Bei Übertragung des Kinderfreibetrags ist nur der Elternteil einspruchsbefugt, in dessen ESt-Bescheid der Freibetrag berücksichtigt worden ist.[9]

Angehörige der steuerberatenden Berufe sind bei Ablehnung oder Widerruf einer Fristverlängerung für ihre Mandanten nicht in ihrer eigenen Rechtsstellung berührt und nicht einspruchsbefugt.[10]

Durch die namentliche Erwähnung eines Dritten als Mithaftender erlangt dieser Dritte keine Einspruchsbefugnis gegen den Haftungsbescheid, da ihm gegenüber keine Regelung getroffen ist.[11]

Gegen eine Pfändung kann sich auch ein Dritter wenden, wenn diese gegen Vollstreckungsvorschriften verstößt, die insoweit auch Schutzfunktion für ihn haben.[12]

Ehemalige gesetzliche Vertreter sind nicht einspruchsbefugt hinsichtlich solcher Verwaltungsakte, die zwar Zeiträume betreffen, in denen die Rechtsstellung bestand, aber nach Beendigung ihrer Rechtsstellung ergangen sind.[13]

Der Abzweigungsberechtigte ist nach § 67 Abs. 1 S. 2 EStG befugt, einen Antrag auf Gewährung des Kindergelds zu stellen[14] und im Fall der Ablehnung der Kindergeldgewährung auch einspruchsbefugt.[15]

Bei gesonderten Feststellungen von Grundbesitzwerten nach den §§ 151ff. BewG wird § 350 AO durch § 155 BewG ergänzt. Danach sind zur Einlegung von Rechtsbehelfen gegen den Feststellungsbescheid die Beteiligten am Feststellungsverfahren i. S. d. § 154 Abs. 1 BewG sowie diejenigen befugt, für deren Besteuerung nach dem GrEStG der Feststellungsbescheid von Bedeutung ist. Deshalb kann auch der Schenker einen gegen den Bedachten ergangenen Bedarfswertbescheid anfechten, auch wenn er ihm nicht bekannt gegeben wurde.[16]

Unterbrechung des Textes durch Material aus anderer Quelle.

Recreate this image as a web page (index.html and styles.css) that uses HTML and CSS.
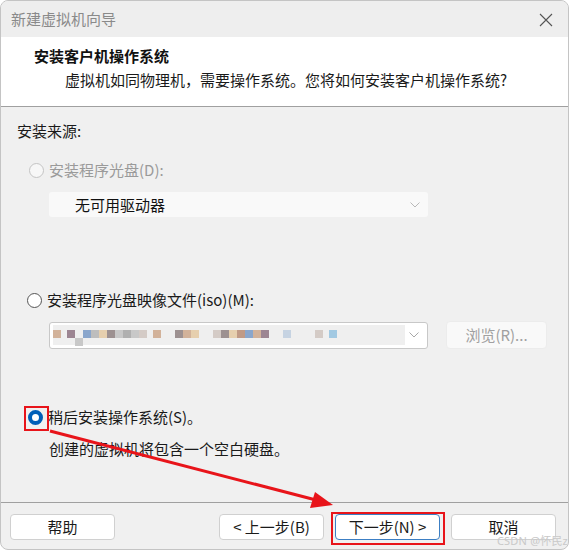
FILE: index.html
```html
<!DOCTYPE html>
<html lang="zh">
<head>
<meta charset="utf-8">
<title>新建虚拟机向导</title>
<link rel="stylesheet" href="styles.css">
</head>
<body>
<div class="window">
  <div class="titlebar">
    <span class="title">新建虚拟机向导</span>
    <svg class="close" width="14" height="14" viewBox="0 0 14 14"><path d="M1 1L13 13M13 1L1 13" stroke="#555" stroke-width="1.1" fill="none"/></svg>
  </div>
  <div class="header">
    <div class="heading">安装客户机操作系统</div>
    <div class="subtitle">虚拟机如同物理机，需要操作系统。您将如何安装客户机操作系统?</div>
  </div>
  <div class="content">
    <div class="source">安装来源:</div>

    <label class="radio-row disabled r1">
      <span class="radio"></span>
      <span>安装程序光盘(D):</span>
    </label>
    <div class="select s1">
      <span class="select-text">无可用驱动器</span>
      <svg class="chev" width="10" height="6" viewBox="0 0 10 6"><path d="M0.5 0.5L5 5L9.5 0.5" stroke="#b8b8b8" fill="none"/></svg>
    </div>

    <label class="radio-row r2">
      <span class="radio"></span>
      <span>安装程序光盘映像文件(iso)(M):</span>
    </label>
    <div class="iso-row">
      <div class="select combo">
        <div class="mosaic">
          <span class="mb c1"></span><span class="gap6"></span>
          <span class="mb c2"></span><span class="mb low c3"></span><span class="mb c4"></span><span class="mb c5"></span><span class="mb c6"></span><span class="mb c7"></span>
          <span class="mb c3"></span><span class="mb c8"></span><span class="mb c3"></span><span class="mb c9"></span><span class="gap6"></span>
          <span class="mb c1"></span><span class="gap12"></span>
          <span class="mb c7"></span><span class="mb c1"></span><span class="mb c6"></span><span class="gap12"></span>
          <span class="mb c9"></span><span class="mb c7"></span><span class="mb c6"></span><span class="mb c10"></span><span class="mb c4"></span><span class="mb c1"></span><span class="mb c2"></span><span class="gap12"></span>
          <span class="mb c12"></span><span class="gap22"></span>
          <span class="mb c9"></span><span class="gap6"></span><span class="mb c11"></span>
        </div>
        <svg class="chev" width="10" height="6" viewBox="0 0 10 6"><path d="M0.5 0.5L5 5L9.5 0.5" stroke="#a8a8a8" fill="none"/></svg>
      </div>
      <div class="btn browse">浏览(R)...</div>
    </div>

    <label class="radio-row r3">
      <span class="radio checked"></span>
      <span>稍后安装操作系统(S)。</span>
    </label>
    <div class="desc">创建的虚拟机将包含一个空白硬盘。</div>
  </div>
  <div class="footer">
    <div class="btn help">帮助</div>
    <div class="nav">
      <div class="btn">&lt; 上一步(B)</div>
      <div class="btn primary">下一步(N) &gt;</div>
      <div class="btn">取消</div>
    </div>
  </div>
  <div class="watermark">CSDN @怀民z</div>
</div>

<div class="mark mark-radio"></div>
<div class="mark mark-next"></div>
<svg class="arrow" width="570" height="551" viewBox="0 0 570 551">
  <line x1="50" y1="431" x2="316" y2="500" stroke="#e8141a" stroke-width="3"/>
  <polygon points="333,505 310,508 315,492" fill="#e8141a"/>
</svg>
</body>
</html>
```

FILE: styles.css
```css
* { box-sizing: border-box; }

html, body {
  margin: 0;
  padding: 0;
  background: #ffffff;
}

body {
  width: 570px;
  height: 551px;
  position: relative;
  overflow: hidden;
  font-family: "Noto Sans CJK SC", "Noto Sans", sans-serif;
  font-size: 15px;
  color: #1a1a1a;
}

.window {
  width: 569px;
  height: 550px;
  border: 1px solid #c4c4c4;
  border-radius: 8px;
  overflow: hidden;
  background: #f0f0f0;
  display: flex;
  flex-direction: column;
  position: relative;
}

.titlebar {
  height: 36px;
  flex: none;
  display: flex;
  align-items: center;
  justify-content: space-between;
  padding: 0 15px 0 10px;
  background: #eeeeee;
}

.title {
  color: #8a8a8a;
  font-size: 15px;
  line-height: 20px;
}

.close { display: block; margin-top: 1px; }

.header {
  height: 70px;
  flex: none;
  background: #ffffff;
  border-bottom: 1px solid #a0a0a0;
  padding: 8px 0 0 33px;
}

.heading {
  font-weight: bold;
  font-size: 15px;
  line-height: 22px;
  color: #111;
}

.subtitle {
  margin-top: 2px;
  padding-left: 31px;
  line-height: 22px;
  color: #1a1a1a;
}

.content {
  flex: 1;
  min-height: 0;
  padding: 13px 0 0 16px;
  display: flex;
  flex-direction: column;
  align-items: flex-start;
}

.source { line-height: 22px; }

.radio-row {
  display: flex;
  align-items: center;
  gap: 5px;
  line-height: 22px;
}

.radio {
  width: 15px;
  height: 15px;
  border-radius: 50%;
  border: 1px solid #555;
  background: #fff;
  flex: none;
}

.disabled { color: #9a9a9a; }
.disabled .radio { border-color: #c4c4c4; background: #f7f7f7; }

.radio.checked {
  border: 4px solid #005fb8;
  background: #fff;
}

.r1 { margin: 17px 0 0 12px; }
.r2 { margin: 72px 0 0 10px; }
.r3 { margin: 57px 0 0 11px; }

.select {
  height: 25px;
  width: 379px;
  background: #f9f9f9;
  border-radius: 3px;
  display: flex;
  align-items: center;
  justify-content: space-between;
  padding: 0 8px 0 26px;
}

.s1 { margin: 11px 0 0 32px; }

.select-text { color: #111; line-height: 20px; }

.iso-row {
  display: flex;
  align-items: center;
  gap: 18px;
  margin: 10px 0 0 32px;
}

.combo {
  height: 27px;
  background: #ffffff;
  border: 1px solid #c8c8c8;
  padding: 0 8px 0 3px;
}

.mosaic {
  display: flex;
  align-items: flex-start;
  height: 20px;
  width: 352px;
  background: #efefef;
  padding-top: 5px;
}

.mb { width: 8px; height: 8px; flex: none; }
.mb.low { margin-top: 8px; }
.gap6 { width: 6px; flex: none; }
.gap12 { width: 14px; flex: none; }
.gap22 { width: 24px; flex: none; }

.c1 { background: #d2b29a; }
.c2 { background: #9c8592; }
.c3 { background: #c8c8c8; }
.c4 { background: #8aa6cc; }
.c5 { background: #bdbdbd; }
.c6 { background: #e6cfae; }
.c7 { background: #9d9191; }
.c8 { background: #b0b0b0; }
.c9 { background: #d4cbc6; }
.c10 { background: #c09a86; }
.c11 { background: #a2c9e2; }
.c12 { background: #c6d3e2; }

.btn {
  height: 26px;
  width: 105px;
  background: #ffffff;
  border: 1px solid #d0d0d0;
  border-radius: 4px;
  display: flex;
  align-items: center;
  justify-content: center;
  line-height: 20px;
  color: #1a1a1a;
}

.browse {
  width: 101px;
  height: 28px;
  background: #f9f9f9;
  border-color: #ececec;
  color: #a0a0a0;
}

.desc {
  margin: 10px 0 0 32px;
  line-height: 22px;
  color: #1a1a1a;
}

.footer {
  height: 47px;
  flex: none;
  border-top: 1px solid #a0a0a0;
  display: flex;
  align-items: center;
  justify-content: space-between;
  padding: 2px 12px 0 9px;
}

.nav { display: flex; gap: 11px; }

.primary { border-color: #3c7fc4; }

.watermark {
  position: absolute;
  right: 0;
  bottom: 1px;
  font-family: "Noto Sans", "Noto Sans CJK SC", sans-serif;
  font-size: 11px;
  color: #c9c9c9;
  line-height: 14px;
  letter-spacing: 0.2px;
}

.mark {
  position: absolute;
  border: 2px solid #e8141a;
}

.mark-radio { left: 24px; top: 406px; width: 25px; height: 25px; }
.mark-next { left: 331px; top: 512px; width: 114px; height: 33px; }

.arrow { position: absolute; left: 0; top: 0; pointer-events: none; }
```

[2] Hardtke, in Kühn/v. Wedelstädt, AO/FGO, 21. Aufl. 2015, § 350 AO Rz. 5; vgl. für das wirtschaftliche Interesse eines Dritten an einer Billigkeitsmaßnahme FG Hamburg v. 22.2.1980, IV 29/79 S-H, EFG 1980, 406, 407; für das primär wirtschaftliche und nur mittelbare steuerliche Interesse an der Zusammenveranlagung des die Erbschaft ausschlagenden Ehegatten s. FG Hamburg v. 20.9.2004, II 421/03, EFG 2005, 207; s. für das wirtschaftliche Interesse des zivilprozessualen Vollstreckungsgläubigers BGH v. 27.3.2008, VII ZB 70/06, BFH/NV 2009, 111.
[3] FG Düsseldorf v. 20.6.1977, XI 70/75 E, EFG 1978, 31.
[4] BFH v. 27.7.1983, II R 21/83, BStBl II 1983, 645 für die Einspruchsbefugnis des unterhaltspflichtigen Ehegatten, der nicht Adressat des Kirchensteuerbescheids ist; s. Rz. 13; s. auch BVerfG v. 30.8.1982, 1 BvR 1109/81, HFR 1984, 73.
[5] Zur Konkurrentenklage s. BFH v. 18.9.1984, VII R 50, 51/82, BStBl II 1985, 12; FG des Landes Sachsen-Anhalt v. 10.2.2003, 1 K 30456/99, EFG 2003, 910; zum nicht ausreichenden wirtschaftlichen Interesse an einer niedrigeren Steuerbelastung einer erworben...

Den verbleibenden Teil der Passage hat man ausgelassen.